» GIVEN REQUEST
Look for the line containing "Write the React" and the line containing "import clsx from 'clsx';"; retype them and all lines between, exactly, and leave out the pictures.
--- Begin INFORMATION SUPPLIED ---
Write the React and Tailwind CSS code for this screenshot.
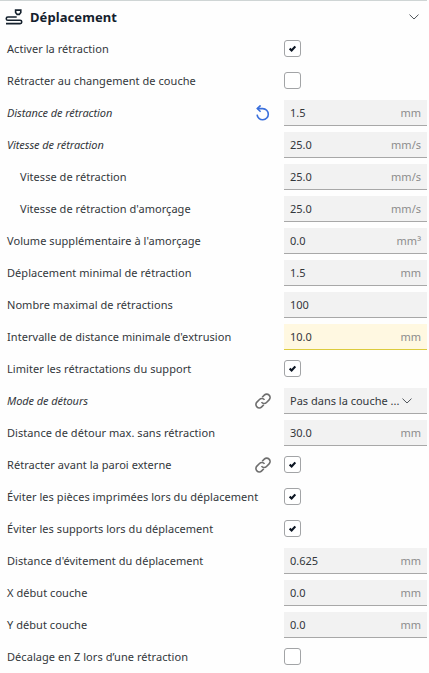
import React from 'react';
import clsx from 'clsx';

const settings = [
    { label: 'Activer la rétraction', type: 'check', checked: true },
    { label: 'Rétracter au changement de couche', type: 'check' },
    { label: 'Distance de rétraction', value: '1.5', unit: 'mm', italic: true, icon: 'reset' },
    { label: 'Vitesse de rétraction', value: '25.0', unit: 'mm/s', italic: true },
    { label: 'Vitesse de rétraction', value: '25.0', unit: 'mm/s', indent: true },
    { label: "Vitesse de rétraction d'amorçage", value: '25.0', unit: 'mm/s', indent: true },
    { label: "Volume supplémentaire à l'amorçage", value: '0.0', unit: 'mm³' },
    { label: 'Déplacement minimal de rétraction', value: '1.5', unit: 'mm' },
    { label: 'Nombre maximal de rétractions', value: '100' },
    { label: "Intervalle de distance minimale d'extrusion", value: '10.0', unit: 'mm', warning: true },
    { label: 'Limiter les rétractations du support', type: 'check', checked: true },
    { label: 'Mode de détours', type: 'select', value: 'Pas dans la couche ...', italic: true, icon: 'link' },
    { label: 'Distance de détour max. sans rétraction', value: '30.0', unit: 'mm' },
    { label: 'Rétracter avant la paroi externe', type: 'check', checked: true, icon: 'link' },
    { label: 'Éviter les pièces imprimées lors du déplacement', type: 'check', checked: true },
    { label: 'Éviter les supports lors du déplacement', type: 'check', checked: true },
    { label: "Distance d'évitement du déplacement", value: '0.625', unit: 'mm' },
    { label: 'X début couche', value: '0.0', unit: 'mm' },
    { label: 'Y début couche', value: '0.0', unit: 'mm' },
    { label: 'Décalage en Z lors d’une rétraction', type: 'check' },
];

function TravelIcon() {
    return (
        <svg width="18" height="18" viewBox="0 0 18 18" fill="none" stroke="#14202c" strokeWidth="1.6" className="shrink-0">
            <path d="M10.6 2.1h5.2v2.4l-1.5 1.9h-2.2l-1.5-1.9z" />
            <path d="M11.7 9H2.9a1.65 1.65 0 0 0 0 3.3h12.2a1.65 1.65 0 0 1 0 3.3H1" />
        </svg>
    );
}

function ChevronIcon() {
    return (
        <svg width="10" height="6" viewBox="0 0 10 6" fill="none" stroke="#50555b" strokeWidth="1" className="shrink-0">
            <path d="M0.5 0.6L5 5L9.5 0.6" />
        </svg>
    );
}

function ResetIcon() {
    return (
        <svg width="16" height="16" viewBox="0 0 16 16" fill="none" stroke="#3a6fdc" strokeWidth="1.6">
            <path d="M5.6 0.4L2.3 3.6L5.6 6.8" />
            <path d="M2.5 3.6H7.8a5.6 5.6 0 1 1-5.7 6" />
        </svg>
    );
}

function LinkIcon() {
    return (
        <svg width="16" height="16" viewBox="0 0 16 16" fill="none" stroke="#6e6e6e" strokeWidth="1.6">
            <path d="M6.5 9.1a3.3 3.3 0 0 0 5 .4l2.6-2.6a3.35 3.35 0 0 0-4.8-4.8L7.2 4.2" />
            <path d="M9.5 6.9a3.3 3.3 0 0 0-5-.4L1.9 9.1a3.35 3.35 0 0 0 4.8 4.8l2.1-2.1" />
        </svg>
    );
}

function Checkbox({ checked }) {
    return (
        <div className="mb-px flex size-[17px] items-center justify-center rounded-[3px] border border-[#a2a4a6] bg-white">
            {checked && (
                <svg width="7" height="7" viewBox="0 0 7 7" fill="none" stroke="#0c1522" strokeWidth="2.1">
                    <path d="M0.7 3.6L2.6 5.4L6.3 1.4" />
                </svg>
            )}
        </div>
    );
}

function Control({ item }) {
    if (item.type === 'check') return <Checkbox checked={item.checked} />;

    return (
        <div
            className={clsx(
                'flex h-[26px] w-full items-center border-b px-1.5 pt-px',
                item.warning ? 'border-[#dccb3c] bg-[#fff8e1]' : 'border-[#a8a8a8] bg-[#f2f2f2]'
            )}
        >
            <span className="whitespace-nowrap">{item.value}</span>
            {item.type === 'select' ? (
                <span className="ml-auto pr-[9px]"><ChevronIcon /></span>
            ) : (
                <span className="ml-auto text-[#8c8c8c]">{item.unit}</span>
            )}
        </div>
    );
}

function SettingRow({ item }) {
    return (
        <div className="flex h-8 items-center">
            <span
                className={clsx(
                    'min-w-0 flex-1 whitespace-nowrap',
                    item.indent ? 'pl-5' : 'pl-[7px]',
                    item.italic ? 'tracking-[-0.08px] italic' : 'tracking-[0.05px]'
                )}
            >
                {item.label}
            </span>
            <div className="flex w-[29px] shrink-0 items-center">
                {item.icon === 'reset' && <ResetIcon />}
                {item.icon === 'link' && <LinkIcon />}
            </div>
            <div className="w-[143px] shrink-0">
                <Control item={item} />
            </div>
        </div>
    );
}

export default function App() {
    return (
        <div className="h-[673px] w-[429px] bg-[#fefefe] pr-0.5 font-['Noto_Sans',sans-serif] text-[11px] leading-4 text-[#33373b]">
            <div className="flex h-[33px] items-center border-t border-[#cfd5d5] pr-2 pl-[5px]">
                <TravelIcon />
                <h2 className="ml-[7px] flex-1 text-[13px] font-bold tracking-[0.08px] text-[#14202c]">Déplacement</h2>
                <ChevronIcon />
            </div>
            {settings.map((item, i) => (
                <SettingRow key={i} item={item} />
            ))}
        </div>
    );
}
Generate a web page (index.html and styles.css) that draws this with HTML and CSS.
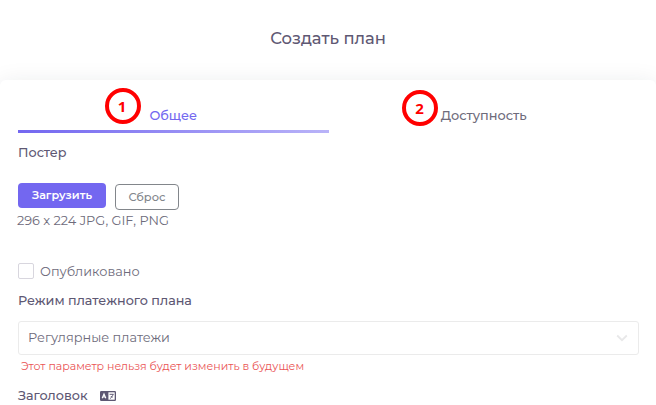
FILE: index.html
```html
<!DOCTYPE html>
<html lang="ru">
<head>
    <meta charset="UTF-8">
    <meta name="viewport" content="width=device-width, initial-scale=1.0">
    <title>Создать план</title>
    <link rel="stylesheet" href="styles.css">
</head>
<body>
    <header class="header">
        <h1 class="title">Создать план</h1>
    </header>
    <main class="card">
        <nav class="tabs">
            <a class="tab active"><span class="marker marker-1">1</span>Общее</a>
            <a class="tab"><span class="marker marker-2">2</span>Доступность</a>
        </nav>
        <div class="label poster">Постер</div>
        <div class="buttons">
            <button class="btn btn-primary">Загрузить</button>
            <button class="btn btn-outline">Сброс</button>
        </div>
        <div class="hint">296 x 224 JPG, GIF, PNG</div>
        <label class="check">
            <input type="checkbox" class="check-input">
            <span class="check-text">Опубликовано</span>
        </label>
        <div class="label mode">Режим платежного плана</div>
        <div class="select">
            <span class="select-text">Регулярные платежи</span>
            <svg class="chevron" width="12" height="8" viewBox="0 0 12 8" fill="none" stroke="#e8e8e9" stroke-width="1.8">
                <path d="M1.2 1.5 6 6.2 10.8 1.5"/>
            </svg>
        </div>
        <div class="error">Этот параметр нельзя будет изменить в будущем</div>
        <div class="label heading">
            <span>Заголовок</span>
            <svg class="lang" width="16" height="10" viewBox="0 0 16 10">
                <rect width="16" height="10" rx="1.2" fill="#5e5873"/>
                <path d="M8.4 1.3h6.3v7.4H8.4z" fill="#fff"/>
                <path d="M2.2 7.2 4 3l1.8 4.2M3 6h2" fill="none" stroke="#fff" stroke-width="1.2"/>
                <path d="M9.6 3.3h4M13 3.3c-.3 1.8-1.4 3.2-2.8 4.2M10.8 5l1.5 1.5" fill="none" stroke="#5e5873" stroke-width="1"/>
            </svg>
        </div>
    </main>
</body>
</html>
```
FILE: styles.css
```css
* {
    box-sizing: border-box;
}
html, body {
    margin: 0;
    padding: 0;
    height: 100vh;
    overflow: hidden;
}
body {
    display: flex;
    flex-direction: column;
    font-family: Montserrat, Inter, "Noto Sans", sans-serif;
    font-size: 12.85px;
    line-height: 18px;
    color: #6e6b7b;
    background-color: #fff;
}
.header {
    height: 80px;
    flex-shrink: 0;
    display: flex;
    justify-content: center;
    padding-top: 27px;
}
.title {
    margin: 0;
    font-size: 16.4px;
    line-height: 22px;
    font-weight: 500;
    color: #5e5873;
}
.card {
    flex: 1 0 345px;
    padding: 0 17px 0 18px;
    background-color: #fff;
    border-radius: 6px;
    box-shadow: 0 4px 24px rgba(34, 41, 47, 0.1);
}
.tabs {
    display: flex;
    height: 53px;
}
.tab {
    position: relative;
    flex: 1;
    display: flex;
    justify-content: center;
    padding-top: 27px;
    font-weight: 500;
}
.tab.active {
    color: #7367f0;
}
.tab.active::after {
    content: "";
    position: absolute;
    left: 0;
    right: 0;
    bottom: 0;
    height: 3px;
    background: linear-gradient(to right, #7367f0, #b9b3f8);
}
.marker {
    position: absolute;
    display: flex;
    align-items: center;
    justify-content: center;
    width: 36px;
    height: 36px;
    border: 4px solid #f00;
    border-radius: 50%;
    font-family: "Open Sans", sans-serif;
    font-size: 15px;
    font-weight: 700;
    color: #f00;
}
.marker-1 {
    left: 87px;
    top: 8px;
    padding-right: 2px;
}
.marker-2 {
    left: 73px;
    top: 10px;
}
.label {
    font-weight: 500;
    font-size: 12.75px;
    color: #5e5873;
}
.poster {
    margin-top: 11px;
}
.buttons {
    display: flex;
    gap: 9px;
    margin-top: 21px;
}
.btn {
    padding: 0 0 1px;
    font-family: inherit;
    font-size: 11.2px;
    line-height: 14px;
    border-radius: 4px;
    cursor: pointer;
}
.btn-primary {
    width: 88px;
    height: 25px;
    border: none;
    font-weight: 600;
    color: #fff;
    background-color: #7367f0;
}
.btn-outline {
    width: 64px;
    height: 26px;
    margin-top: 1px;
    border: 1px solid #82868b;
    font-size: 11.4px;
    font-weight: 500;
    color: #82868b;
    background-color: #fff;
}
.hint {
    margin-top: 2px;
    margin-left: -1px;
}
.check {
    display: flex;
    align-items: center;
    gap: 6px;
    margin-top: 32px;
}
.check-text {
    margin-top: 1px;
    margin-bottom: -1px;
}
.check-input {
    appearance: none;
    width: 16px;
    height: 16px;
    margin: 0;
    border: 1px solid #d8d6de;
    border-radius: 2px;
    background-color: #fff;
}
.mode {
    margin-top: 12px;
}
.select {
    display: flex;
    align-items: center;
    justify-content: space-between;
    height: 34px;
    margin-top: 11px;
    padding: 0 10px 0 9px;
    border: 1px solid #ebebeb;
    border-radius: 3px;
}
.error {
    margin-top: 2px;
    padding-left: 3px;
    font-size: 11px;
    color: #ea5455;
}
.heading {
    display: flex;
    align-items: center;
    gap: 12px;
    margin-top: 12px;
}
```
--- End INFORMATION SUPPLIED ---
--- Begin INFORMATION SUPPLIED ---
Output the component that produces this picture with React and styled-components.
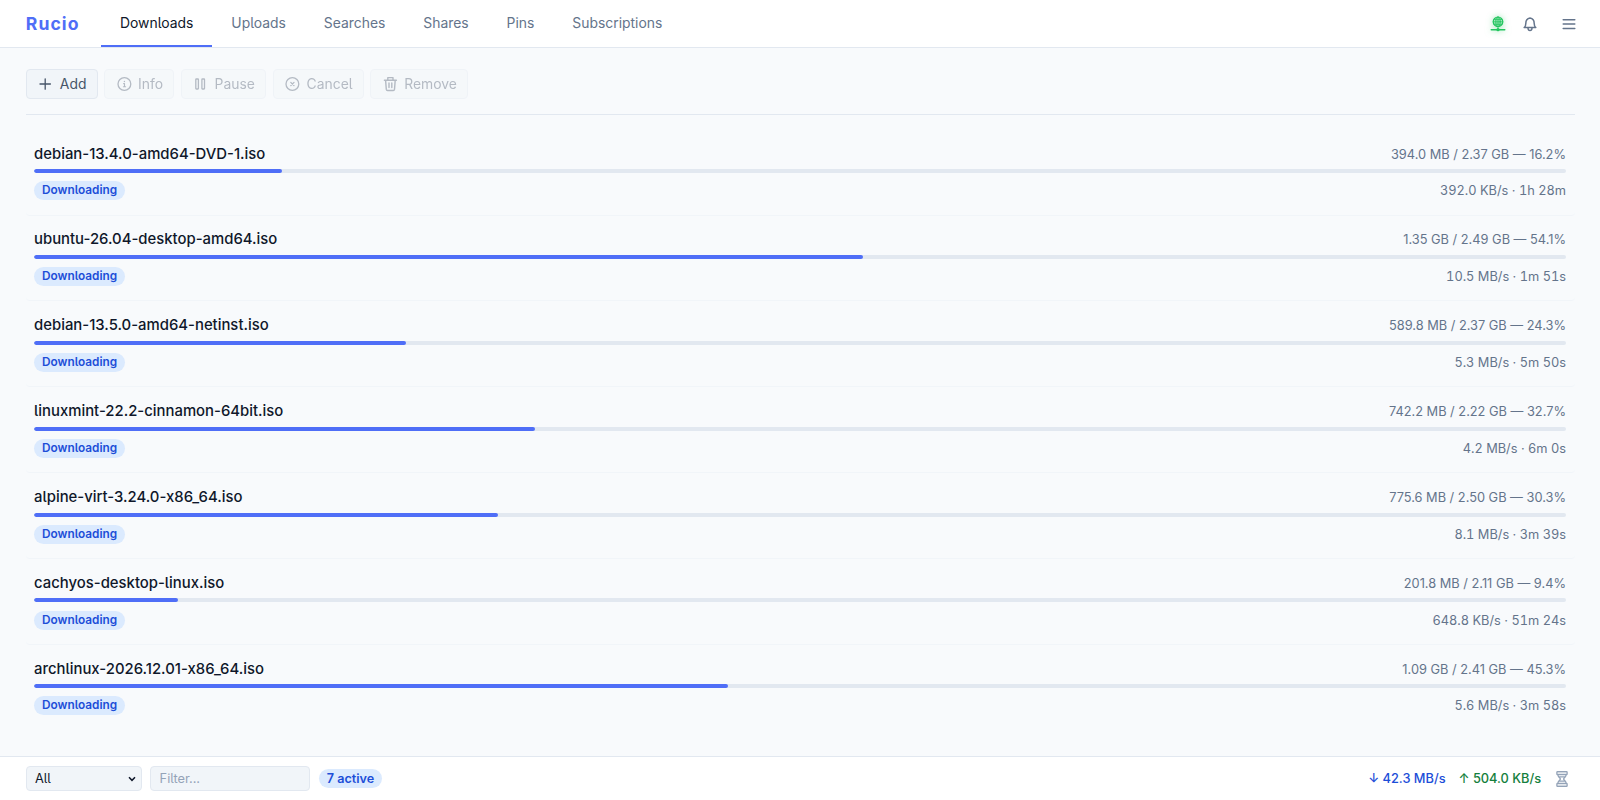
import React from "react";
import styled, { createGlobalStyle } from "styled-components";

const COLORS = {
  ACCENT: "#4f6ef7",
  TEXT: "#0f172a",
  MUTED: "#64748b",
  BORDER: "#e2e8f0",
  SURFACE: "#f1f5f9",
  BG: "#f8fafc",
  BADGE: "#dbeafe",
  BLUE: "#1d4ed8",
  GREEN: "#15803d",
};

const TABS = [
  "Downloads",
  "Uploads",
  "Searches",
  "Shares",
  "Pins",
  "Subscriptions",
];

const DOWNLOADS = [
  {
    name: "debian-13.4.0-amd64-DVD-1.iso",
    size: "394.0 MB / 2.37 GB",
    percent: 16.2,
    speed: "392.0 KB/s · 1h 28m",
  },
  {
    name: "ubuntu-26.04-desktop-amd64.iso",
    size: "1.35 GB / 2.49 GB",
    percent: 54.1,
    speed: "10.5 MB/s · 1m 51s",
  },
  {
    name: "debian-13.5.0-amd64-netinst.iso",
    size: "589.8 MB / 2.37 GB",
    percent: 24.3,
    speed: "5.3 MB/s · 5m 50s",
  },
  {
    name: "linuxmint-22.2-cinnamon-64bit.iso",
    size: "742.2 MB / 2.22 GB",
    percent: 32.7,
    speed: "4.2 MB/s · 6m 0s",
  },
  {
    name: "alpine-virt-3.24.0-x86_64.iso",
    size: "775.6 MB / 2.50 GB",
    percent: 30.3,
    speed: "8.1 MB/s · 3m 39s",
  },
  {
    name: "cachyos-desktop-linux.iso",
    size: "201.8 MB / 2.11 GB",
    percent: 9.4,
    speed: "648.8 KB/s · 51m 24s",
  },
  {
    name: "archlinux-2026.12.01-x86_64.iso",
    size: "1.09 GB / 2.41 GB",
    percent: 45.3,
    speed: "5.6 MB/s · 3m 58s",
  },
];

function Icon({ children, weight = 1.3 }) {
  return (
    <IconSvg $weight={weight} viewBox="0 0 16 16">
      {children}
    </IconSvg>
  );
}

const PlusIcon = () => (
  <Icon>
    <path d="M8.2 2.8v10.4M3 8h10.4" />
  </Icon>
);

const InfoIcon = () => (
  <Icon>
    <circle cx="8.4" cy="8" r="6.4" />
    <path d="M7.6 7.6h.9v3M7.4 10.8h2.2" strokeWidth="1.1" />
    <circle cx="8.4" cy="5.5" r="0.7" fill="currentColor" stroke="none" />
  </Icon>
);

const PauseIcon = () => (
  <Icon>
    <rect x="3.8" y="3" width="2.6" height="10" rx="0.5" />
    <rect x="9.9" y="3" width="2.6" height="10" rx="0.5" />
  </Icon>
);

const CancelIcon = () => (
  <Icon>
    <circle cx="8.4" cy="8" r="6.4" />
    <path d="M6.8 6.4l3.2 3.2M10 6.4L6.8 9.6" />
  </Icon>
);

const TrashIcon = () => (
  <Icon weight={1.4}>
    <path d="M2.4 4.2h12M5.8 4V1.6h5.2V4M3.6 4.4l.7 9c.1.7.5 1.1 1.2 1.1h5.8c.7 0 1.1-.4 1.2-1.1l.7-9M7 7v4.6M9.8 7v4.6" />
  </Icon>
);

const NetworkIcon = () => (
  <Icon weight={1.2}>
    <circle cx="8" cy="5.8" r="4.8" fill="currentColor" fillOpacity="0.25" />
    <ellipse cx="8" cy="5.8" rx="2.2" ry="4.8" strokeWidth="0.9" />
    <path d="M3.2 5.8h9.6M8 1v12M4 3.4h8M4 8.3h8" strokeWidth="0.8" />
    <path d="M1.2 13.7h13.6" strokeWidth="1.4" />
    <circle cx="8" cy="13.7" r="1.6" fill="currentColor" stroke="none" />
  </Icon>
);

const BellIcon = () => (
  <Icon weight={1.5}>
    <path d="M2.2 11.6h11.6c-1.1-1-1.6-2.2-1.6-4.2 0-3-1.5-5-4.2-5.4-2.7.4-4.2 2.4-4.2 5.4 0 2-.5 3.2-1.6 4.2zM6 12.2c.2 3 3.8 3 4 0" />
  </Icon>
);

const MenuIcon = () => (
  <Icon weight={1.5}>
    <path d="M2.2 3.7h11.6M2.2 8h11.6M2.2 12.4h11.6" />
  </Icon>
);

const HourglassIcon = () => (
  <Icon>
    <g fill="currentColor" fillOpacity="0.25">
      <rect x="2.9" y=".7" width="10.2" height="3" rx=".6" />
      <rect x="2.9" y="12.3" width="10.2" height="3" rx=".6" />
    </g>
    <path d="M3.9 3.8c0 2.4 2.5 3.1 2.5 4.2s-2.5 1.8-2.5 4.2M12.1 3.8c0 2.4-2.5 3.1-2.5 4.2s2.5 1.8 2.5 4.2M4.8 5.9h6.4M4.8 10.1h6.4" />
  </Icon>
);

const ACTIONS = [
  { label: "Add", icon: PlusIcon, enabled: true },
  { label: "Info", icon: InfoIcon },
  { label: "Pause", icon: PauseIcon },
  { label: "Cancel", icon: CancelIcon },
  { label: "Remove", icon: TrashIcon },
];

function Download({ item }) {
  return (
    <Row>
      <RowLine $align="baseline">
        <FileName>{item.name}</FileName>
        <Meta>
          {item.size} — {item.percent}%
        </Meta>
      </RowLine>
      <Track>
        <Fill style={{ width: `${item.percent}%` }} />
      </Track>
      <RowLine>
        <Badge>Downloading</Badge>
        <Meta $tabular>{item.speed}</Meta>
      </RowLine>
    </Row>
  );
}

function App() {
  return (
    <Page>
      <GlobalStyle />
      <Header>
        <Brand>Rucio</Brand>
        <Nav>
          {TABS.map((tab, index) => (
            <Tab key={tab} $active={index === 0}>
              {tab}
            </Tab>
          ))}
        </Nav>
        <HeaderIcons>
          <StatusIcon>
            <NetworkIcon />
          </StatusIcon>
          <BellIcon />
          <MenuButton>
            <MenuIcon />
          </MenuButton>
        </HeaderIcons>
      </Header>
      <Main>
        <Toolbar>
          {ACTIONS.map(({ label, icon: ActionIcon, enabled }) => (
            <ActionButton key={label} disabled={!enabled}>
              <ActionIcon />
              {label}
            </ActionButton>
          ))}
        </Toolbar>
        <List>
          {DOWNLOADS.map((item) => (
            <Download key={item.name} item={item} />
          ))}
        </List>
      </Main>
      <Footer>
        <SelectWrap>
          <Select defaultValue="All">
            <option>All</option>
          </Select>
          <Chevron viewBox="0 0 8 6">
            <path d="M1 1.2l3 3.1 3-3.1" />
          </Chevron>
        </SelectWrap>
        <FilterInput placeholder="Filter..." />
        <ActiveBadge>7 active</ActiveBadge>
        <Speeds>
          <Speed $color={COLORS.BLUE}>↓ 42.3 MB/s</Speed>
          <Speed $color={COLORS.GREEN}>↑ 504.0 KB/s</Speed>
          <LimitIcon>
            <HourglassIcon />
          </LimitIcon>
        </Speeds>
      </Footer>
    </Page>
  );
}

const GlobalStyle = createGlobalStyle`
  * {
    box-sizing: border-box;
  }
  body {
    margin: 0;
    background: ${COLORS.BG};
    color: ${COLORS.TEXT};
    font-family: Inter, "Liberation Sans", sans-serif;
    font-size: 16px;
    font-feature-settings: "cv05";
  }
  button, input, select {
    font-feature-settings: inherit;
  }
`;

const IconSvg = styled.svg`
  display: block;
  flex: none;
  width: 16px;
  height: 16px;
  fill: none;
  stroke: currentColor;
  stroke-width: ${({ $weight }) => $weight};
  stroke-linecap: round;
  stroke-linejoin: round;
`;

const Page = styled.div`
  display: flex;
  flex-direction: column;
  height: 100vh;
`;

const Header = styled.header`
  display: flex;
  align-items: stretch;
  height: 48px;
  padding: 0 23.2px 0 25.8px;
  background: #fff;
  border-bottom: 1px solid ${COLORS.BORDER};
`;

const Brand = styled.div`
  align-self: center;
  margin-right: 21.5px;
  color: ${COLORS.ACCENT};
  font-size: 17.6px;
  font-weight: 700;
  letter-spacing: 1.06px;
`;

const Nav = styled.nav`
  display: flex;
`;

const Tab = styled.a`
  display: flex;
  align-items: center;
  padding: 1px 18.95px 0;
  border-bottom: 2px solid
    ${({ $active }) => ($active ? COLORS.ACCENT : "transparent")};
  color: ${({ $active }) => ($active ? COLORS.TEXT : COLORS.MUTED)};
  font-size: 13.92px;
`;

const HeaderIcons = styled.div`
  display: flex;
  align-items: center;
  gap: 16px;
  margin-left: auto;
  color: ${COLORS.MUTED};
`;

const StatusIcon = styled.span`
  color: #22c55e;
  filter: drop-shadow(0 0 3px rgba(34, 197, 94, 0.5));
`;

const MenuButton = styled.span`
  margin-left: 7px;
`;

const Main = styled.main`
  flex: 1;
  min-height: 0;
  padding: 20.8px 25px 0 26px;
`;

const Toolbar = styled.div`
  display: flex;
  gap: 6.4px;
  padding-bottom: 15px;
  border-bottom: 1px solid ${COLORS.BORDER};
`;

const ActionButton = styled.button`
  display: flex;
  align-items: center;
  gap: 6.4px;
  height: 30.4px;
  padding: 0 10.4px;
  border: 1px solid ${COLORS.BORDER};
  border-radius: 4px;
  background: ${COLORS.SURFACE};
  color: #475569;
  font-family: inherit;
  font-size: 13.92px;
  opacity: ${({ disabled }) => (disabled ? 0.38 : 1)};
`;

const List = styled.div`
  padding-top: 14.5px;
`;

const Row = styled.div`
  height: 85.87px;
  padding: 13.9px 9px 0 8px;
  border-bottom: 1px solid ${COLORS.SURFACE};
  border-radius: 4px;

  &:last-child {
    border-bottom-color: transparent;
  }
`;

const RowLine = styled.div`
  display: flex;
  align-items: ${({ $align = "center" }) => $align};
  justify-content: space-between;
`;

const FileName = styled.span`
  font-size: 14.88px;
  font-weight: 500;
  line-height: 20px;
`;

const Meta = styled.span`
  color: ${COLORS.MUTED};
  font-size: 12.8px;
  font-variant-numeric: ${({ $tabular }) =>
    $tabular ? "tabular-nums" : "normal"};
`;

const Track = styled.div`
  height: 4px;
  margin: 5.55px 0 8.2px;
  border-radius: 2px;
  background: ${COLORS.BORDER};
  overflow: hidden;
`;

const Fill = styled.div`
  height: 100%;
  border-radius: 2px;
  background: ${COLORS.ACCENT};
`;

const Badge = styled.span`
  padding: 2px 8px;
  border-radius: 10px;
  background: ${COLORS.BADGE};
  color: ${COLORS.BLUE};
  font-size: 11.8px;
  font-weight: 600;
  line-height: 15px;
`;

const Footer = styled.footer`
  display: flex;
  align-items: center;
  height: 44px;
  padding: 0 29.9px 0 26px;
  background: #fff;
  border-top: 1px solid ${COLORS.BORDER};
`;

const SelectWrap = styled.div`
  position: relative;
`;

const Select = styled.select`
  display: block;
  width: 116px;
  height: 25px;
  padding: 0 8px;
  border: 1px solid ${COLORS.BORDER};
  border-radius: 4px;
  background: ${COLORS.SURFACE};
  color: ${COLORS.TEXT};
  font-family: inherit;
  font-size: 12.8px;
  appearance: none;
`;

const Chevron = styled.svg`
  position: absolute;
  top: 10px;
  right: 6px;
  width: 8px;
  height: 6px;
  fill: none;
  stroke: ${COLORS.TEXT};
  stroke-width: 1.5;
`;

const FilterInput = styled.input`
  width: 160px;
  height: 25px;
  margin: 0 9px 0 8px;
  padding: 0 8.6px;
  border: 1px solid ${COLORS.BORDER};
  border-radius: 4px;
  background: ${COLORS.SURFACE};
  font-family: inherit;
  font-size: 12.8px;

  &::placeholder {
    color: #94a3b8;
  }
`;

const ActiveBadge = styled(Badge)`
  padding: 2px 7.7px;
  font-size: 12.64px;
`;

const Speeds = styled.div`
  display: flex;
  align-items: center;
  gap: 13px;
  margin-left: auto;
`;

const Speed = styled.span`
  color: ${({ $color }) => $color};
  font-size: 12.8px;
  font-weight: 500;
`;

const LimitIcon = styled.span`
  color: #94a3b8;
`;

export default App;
--- End INFORMATION SUPPLIED ---
» CORRECT ANSWER
Write the React and Tailwind CSS code for this screenshot.
import React from 'react';
import clsx from 'clsx';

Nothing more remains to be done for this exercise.